Accra, Sept. 16, GNA - Any attempt at development without focusing on women and children is bound to fail, Mr Kofi Adusei Poku, Deputy Minister of Women and Children's Affairs said in Accra on Tuesday. He said women and children constituted about three-quarters of the Ghana's population, and it was now increasingly clear that rapid development could only be achieved when women and children issues were focused upon.

The Ministry of Women and Children's Affairs (MOWAC), Mr Poku said, had, therefore, initiated a series of programmes to build the capacity of Gender Development Officers (GDOs) to ensure prompt response to issues about women and children.

Mr Poku was speaking at the opening of a three-day strategic partnership monitoring and evaluation workshop on the Ghana Poverty Reduction Strategy (GPRS) for Chief Directors and Directors of Ministries, Departments and Agencies (MDAs).

The MOWAC in conjunction with the Danish International Development Agency (DANIDA) organised the workshop.

Mr Poku said the multi-dimensional nature of poverty required an all round approach from all sectors of the economy.

He said poverty was not only the lack of resources but also the denial of opportunities and choices to improve one's quality of life. One indicator of poverty is the high maternal mortality rate, which he said, was 214 deaths per 100,000 live births, in Ghana, with the figure soaring to a high of 700 in some districts.

Dr Richard Benjamin Turkson, Executive Director of the National Population Council (NPC), said women, needed at least, to complete senior secondary school before their first delivery, emphasising that the education of the woman was a key influential factor in the pattern of childbearing.

"Education is an essential tool for development and key to women's equal participation in every sphere of activity, from decision-making about family size to economic and political life," Dr Turkson said. He said despite an indication of 1998/99 Ghana Living Standards Survey of a decline in poverty, there was still a great deal of legitimate concern about the "feminisatioin of poverty". This in turn has a direct bearing on their health and other social needs.

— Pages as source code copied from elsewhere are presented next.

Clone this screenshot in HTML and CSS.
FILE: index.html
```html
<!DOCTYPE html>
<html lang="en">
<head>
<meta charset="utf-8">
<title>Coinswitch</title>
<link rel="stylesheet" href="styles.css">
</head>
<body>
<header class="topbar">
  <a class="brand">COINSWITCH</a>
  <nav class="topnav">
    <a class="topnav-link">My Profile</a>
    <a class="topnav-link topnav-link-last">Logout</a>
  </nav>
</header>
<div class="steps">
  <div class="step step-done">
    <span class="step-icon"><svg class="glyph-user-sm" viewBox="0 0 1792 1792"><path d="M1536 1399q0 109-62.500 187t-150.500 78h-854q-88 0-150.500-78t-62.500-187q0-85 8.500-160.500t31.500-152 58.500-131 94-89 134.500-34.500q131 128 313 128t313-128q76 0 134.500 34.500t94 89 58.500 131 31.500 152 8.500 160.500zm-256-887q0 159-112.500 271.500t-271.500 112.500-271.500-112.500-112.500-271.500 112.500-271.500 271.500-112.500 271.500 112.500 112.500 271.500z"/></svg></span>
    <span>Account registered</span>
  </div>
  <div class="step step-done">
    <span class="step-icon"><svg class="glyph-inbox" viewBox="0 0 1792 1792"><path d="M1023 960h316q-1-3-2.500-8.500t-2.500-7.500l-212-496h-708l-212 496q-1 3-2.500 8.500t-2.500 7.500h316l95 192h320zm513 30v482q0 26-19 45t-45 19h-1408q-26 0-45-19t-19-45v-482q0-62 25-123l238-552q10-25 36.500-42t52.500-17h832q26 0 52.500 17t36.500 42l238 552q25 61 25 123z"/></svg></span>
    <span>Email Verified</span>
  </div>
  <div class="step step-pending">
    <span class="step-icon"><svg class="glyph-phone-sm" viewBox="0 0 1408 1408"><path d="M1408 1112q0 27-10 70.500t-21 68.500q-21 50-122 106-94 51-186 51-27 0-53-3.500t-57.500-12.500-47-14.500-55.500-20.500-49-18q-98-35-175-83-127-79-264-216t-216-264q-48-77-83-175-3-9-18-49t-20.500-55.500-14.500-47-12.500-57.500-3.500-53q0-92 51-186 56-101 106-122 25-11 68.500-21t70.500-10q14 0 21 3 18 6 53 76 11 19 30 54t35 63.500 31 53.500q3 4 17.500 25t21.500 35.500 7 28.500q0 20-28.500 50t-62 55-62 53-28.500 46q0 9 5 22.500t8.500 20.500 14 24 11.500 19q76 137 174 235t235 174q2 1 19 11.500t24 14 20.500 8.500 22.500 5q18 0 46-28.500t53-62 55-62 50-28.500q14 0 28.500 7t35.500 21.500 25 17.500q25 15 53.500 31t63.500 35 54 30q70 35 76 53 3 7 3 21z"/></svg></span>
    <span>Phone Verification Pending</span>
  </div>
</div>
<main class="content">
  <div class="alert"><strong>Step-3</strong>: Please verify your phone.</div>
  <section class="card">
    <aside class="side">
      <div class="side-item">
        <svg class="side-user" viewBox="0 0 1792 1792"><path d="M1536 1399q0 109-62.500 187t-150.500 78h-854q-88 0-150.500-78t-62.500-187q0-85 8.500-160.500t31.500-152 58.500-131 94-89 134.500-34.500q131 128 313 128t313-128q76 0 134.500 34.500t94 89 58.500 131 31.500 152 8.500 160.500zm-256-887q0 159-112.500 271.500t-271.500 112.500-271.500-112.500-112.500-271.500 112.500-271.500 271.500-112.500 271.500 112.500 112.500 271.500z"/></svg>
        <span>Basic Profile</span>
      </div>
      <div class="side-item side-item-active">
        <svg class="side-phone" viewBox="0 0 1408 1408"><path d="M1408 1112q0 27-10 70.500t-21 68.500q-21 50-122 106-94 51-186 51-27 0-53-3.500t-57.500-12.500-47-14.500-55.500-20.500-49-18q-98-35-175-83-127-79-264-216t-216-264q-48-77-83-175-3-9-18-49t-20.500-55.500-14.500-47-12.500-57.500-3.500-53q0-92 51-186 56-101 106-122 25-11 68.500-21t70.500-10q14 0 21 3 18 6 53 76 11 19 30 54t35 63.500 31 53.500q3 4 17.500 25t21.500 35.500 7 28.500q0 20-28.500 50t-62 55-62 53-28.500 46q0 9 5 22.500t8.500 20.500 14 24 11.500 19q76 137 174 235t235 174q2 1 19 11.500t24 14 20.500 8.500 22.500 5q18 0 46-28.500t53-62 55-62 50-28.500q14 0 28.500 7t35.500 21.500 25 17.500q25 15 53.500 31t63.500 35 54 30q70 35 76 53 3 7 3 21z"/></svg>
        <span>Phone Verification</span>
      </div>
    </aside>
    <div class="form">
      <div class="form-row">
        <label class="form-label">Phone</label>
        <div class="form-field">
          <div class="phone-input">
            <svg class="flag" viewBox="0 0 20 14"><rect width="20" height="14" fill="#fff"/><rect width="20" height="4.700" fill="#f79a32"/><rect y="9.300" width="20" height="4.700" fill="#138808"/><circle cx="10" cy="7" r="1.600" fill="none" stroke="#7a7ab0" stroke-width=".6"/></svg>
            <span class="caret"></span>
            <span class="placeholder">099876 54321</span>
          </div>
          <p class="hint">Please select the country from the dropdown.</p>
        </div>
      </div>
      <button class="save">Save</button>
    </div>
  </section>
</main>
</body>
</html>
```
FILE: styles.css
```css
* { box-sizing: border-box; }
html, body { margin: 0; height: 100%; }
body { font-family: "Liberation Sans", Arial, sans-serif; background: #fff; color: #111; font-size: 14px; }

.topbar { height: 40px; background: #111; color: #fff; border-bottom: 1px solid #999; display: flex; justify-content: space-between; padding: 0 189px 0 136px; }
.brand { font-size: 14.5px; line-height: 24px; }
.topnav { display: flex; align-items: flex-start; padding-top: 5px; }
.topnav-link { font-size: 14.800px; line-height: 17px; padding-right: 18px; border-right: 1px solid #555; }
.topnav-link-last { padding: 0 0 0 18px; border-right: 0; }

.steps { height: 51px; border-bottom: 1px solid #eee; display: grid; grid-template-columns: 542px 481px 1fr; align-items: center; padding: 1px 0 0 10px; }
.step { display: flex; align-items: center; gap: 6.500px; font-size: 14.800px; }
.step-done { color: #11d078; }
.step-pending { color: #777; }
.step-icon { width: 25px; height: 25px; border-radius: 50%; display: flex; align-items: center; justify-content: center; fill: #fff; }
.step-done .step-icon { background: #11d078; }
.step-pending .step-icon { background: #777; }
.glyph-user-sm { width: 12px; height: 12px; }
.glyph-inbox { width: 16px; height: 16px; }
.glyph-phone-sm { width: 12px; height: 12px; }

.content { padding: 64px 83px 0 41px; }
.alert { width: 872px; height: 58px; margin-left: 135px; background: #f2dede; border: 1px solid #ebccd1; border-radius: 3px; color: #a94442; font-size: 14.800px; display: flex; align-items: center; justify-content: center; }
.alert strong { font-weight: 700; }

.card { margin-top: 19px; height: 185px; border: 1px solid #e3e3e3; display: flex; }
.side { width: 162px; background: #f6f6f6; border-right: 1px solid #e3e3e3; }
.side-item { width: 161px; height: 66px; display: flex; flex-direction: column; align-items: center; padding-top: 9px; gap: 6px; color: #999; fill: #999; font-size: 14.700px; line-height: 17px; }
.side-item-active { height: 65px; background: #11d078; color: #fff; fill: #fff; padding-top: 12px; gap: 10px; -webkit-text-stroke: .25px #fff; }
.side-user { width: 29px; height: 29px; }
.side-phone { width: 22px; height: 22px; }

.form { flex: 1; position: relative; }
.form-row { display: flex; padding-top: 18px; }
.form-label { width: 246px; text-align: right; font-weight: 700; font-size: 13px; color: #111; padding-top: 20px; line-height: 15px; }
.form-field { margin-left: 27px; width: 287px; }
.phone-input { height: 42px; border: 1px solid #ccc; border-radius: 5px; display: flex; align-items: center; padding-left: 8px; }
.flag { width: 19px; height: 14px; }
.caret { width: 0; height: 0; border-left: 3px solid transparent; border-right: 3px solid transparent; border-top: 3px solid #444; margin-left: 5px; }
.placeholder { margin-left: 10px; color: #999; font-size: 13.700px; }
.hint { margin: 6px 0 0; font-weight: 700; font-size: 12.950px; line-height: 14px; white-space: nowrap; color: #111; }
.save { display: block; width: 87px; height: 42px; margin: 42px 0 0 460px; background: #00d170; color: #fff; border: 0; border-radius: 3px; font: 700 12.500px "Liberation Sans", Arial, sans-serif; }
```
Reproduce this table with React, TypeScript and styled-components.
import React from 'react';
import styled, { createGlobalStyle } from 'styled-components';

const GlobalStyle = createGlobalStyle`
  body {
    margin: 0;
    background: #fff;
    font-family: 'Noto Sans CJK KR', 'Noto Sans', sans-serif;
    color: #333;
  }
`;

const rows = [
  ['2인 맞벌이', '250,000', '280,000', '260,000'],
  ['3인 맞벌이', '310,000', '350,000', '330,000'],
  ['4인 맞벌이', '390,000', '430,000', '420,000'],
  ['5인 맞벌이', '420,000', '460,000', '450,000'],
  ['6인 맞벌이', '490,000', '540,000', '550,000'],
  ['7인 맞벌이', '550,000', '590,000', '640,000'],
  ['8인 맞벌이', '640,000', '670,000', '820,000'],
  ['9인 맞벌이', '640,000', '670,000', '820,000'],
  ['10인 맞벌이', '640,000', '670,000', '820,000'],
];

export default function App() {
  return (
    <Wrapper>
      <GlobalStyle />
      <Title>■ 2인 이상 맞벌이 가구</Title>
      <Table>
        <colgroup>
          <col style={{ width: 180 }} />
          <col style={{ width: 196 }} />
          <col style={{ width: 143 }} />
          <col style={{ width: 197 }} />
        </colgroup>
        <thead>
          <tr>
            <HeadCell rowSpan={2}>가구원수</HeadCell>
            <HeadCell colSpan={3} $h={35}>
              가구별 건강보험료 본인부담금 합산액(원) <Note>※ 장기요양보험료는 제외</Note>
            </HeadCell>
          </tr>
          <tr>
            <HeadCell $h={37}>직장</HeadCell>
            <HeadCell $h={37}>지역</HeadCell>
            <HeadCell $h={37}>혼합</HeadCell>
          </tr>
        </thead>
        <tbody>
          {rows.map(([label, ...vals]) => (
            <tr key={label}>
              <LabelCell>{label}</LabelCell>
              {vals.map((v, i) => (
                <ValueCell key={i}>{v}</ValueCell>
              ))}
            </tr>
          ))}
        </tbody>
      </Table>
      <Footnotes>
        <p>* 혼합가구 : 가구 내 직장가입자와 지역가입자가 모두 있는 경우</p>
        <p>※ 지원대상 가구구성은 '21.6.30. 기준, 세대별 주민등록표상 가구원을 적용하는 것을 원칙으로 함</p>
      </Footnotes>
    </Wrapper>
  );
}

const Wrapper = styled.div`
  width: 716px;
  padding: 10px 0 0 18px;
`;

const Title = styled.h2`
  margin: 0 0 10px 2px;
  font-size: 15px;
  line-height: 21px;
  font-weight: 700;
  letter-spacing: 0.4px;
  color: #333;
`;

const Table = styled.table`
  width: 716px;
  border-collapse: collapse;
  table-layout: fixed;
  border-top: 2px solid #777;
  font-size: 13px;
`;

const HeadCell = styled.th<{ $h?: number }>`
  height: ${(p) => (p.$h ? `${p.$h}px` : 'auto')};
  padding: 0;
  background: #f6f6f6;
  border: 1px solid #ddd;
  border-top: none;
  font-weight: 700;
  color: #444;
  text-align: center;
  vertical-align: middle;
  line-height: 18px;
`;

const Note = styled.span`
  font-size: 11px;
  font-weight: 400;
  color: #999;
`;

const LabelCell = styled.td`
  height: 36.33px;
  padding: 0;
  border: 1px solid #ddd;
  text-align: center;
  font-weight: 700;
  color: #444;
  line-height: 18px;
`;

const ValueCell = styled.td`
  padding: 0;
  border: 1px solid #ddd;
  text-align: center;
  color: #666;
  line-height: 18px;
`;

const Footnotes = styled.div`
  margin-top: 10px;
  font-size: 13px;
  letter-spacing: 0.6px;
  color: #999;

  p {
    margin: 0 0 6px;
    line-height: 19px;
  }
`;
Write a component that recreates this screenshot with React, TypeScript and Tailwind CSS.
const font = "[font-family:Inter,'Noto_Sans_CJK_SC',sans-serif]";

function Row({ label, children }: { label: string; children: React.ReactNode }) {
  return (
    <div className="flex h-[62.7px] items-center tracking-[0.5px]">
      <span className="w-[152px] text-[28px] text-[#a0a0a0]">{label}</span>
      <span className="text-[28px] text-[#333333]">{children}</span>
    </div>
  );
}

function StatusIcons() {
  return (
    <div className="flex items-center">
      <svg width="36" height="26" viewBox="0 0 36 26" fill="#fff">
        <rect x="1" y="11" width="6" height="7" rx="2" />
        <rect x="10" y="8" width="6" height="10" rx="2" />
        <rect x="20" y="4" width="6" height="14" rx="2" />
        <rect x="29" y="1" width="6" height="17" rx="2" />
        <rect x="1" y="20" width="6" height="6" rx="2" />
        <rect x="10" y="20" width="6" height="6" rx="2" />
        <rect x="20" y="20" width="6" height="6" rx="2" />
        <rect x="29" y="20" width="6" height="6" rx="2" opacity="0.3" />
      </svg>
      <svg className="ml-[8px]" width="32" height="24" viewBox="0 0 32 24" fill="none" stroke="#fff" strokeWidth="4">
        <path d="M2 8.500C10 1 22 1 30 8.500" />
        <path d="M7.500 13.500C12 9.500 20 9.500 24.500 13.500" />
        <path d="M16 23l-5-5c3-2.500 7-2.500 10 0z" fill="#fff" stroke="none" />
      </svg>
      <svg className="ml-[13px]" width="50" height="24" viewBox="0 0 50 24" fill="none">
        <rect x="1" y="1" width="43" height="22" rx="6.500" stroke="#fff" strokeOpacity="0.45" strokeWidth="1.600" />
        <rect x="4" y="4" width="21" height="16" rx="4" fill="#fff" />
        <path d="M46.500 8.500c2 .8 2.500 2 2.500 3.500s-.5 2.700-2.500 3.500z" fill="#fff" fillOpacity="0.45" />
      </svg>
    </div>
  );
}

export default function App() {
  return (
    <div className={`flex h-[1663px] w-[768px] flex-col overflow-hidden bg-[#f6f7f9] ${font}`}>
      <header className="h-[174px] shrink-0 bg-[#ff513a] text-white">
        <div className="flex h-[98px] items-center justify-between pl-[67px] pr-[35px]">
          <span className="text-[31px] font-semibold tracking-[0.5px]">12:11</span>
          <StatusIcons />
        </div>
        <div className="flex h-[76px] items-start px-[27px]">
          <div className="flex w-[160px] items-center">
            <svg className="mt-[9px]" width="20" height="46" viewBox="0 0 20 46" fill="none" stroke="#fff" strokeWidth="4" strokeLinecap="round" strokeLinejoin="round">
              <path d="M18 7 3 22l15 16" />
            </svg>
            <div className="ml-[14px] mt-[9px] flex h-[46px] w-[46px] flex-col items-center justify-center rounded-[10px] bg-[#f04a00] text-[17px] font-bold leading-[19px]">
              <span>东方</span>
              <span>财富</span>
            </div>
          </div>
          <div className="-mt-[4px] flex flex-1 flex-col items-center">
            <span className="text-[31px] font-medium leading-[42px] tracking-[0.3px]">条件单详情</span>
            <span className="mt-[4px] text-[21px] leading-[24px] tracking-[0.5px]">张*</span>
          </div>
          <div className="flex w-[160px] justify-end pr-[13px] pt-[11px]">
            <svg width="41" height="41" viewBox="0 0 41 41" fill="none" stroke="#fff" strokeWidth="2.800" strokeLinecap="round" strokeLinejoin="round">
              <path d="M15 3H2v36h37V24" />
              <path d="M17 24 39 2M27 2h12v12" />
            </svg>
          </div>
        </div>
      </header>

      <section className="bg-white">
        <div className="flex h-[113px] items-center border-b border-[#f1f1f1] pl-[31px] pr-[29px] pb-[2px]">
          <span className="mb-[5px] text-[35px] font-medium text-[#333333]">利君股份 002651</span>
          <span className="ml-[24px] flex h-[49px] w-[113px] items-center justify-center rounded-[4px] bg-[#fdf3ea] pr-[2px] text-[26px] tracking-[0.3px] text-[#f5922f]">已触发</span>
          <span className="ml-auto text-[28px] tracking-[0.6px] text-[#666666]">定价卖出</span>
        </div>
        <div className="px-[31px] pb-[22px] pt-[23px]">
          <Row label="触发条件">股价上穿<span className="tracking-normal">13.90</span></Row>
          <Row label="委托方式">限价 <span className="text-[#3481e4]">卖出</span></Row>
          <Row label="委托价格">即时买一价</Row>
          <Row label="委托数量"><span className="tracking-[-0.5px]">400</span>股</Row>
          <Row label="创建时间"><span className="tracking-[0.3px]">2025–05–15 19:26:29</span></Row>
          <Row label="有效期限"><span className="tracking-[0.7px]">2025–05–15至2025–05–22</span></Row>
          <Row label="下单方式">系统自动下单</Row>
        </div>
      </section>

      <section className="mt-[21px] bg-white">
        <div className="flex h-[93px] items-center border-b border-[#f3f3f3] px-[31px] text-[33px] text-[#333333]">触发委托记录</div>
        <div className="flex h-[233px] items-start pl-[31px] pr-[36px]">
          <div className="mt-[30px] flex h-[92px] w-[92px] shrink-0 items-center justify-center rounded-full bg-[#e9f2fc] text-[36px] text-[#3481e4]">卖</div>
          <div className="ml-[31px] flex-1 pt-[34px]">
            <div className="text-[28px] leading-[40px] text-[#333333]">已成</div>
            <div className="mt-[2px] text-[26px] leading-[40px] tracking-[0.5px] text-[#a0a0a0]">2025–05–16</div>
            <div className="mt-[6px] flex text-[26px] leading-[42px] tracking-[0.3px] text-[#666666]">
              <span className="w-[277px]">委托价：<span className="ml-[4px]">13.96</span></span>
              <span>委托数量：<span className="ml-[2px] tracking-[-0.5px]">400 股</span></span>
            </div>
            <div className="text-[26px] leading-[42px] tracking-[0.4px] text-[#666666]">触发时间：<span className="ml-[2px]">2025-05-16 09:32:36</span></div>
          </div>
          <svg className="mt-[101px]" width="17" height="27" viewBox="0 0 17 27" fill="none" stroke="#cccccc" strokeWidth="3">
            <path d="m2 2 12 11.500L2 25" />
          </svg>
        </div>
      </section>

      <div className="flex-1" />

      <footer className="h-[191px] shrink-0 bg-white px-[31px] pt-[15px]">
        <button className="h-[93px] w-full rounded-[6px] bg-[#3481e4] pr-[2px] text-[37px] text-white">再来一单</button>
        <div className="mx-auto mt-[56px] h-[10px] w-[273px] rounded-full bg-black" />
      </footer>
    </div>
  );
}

Dr Turkson said international agreements on women issues that Ghana had signed had to be fully incorporated into national laws and programmes and adequately enforced.

He reiterated constant advocacy, the establishment of stronger partnerships among government, development partners, the private sector, non-governmental organisations and civil society to strengthen programmes that affected women.

Mrs Marilyn Amponsah Annan, Acting Executive Secretary of the Ghana National Commission on Children, called for a massive investment in children, with good programmes for their benefit.

Mr Emmanuel Quaye, Chief Director, MOWAC, appealed to male directors to encourage women to aspire to higher positions of responsibility. He said only two of the Chief Directors in the country were women, and asked qualified women to apply for the 28 vacant positions for directors that had been advertised in the media.